Flashbacks reveal the story piece by intriguing piece. The man Bruce plowed to death was Paul (Marc Labreche), a dotty Quebecker with suicidal tendencies and money problems, though he’s more chipper than you’d expect given that description. The men are strangers until Bruce’s good Samaritan behavior brings them together and installs Paul on Bruce’s couch for a few nights. Paul has odd ideas about how to make money, and the way he states his tech-industry credentials — “World Wide Web, emails, 2.0, I can do it all!” — makes one skeptical, though it fits with the movie’s general sense of understated eccentricity. (For example: Bruce’s late wife earned a living making glass eyes for dolls, many of which are now displayed in Bruce’s home, with loads of spare eyeballs in the basement.)

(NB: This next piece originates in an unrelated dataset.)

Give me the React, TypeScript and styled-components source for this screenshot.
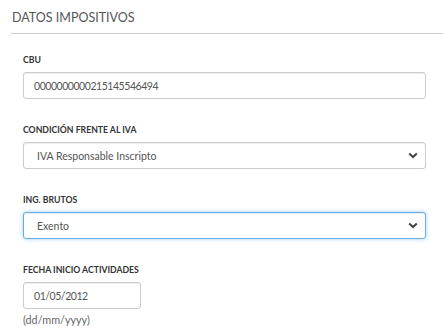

The first two-thirds of the movie meander a bit, as Hoss-Desmarais tries to keep us engaged in the story by withholding information. The trick works — sure enough, we remain interested — but it feels like a cheat once we know everything. The last section, though, is tense and darkly funny, with Bruce having to improvise solutions to unforeseen problems, not least of which is his own guilt-stricken conscience and unraveling sanity. Church’s gruff yet good-humored persona makes it hard to predict how Bruce will act from one scene to the next — an imbalance that Church uses to his advantage to keep us on edge. It’s more fun to watch an actor explore a character when the actor himself is hard to classify. When Church’s career is at last reinvigorated, “Whitewash” will be one of the movies people cite as evidence that it should have happened sooner.